In the recent years perfume market got even more competitive than it was before. It’s especially visible in the niche sector where new brand sprout each season as mushrooms after the rain. Sadly that also makes seeking for good quality more difficult. For those brands each successful year is a big achievement and come to think of it – most of the niche perfume brands that I know, like & wear are no older than 10 years old. Even 10 years would be considered a milestone but turns out there’s someone who beat that number by 5 times. Believe it or not but it’s been 50 years since Diptyque launched their first perfume. They celebrate the achievement with 2 new creations.


Right off the bat Tempo explodes on my skin with a big cloud of patchouli. It smells rich & highly saturated, even becoming oily at times. For the first couple of minutes it smells rather camphorous and mentholated on my skin. When they pass, patchouli becomes way more earthy and it also develops the scent of roots grown deeply into a moist ground. According to Diptyque this composition features 3 different patchouli extracts from Sulawesi Island in Indonesia. This smell of undergrowth was a little bit too much for me but the longer Tempo sits on my skin the more good things about it I can see. When clary sage joins the composition the perfume becomes more aromatic and drops a few pounds off its weight. Violet Leaf instantly gives Tempo a green crunchiness. It’s more fresh and exhilarating, a bit dewy too and through that it provides a contrast. Mate absolute introduces a tea flavored dryness that’s really beautiful. In the end there’s pink pepper that makes a warm & soft statement of own spiciness. In the perfume universe where patchouli has been stripped off its identity through countless of various fractions that make it smell almost clean, Diptyque Tempo will stand out as a nod to patchouli of old times featured in a modern fragrance. Tempo certainly is a nuanced woody & earthy blend but it also presents a lot of elegance.

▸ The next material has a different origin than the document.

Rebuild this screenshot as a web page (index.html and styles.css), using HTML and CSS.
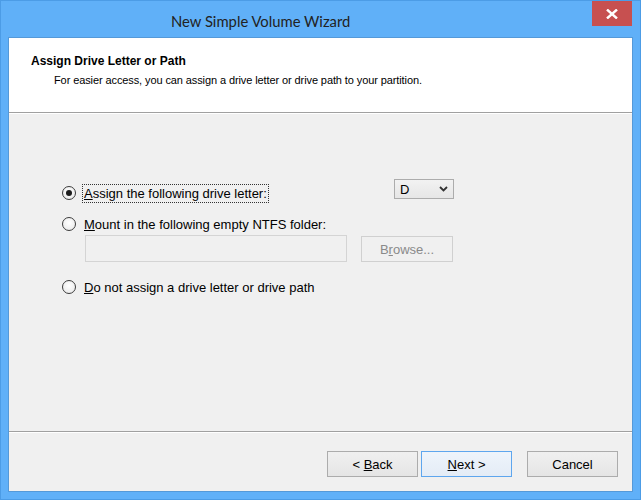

Fleur de Peau opens with a somewhat cold manner as it diffuses a mellow scent of ambrette. The specific smell of this vegetal musk ingredient is clearly present in this very Diptyque perfume. Few minutes later aldehydes start to shimmer quietly, introducing more brightness to the scent. It doesn’t take long after they become more confident and start their happy bubbling. When these aldehydic bubbles are released an instant feeling of cleanliness & freshness is delivered. From up close the smell mimics the fragrance of a new cotton t-shirt almost impeccably. And we’re talking of a high quality white t-shirt made out of a thick yarn. The one that keeps you cool when hot & warm when cold. Through the musky notes I get the additional feeling as if it was freshly steamed/ironed as well. Then a wonderful powdery iris takes over the lead in Fleur de Peau. The powderness feels quite luxurious at first however the other time I tried it my impression was different – I smelled something like chalk instead of lovely powder. Ambery tones of ambergris & amber wood warm up the scent and make it more sensual. At later stage of development iris becomes more carroty and is joined by rose. Those floralties add to the overall feeling of cleanliness. Pink pepper sparkles quietly in the back while ambrettolide gives Fleur de Peau a skin scent transparency. It’s quite pretty.

I think that both Tempo and Fleur de Peau are great additions to pretty varied Diptyque range. I can certainly imagine that popularity of those two will go high, especially Tempo since many perfume lovers crave for a good patchouli fragrance. If it was up to me I would probably try to create something that would give people a big WOW effect upon spraying on skin. If I would regularly wear these 50th Diptyque anniversary fragrances is a different matter. As Undina suggested, I will wait for colder weather to re-test them. Diptyque Fleur de Peau & Tempo are creations of Olivier Pescheux, each of them is an eau de parfum in a 75 ml signature oval bottle. Which one would you try first?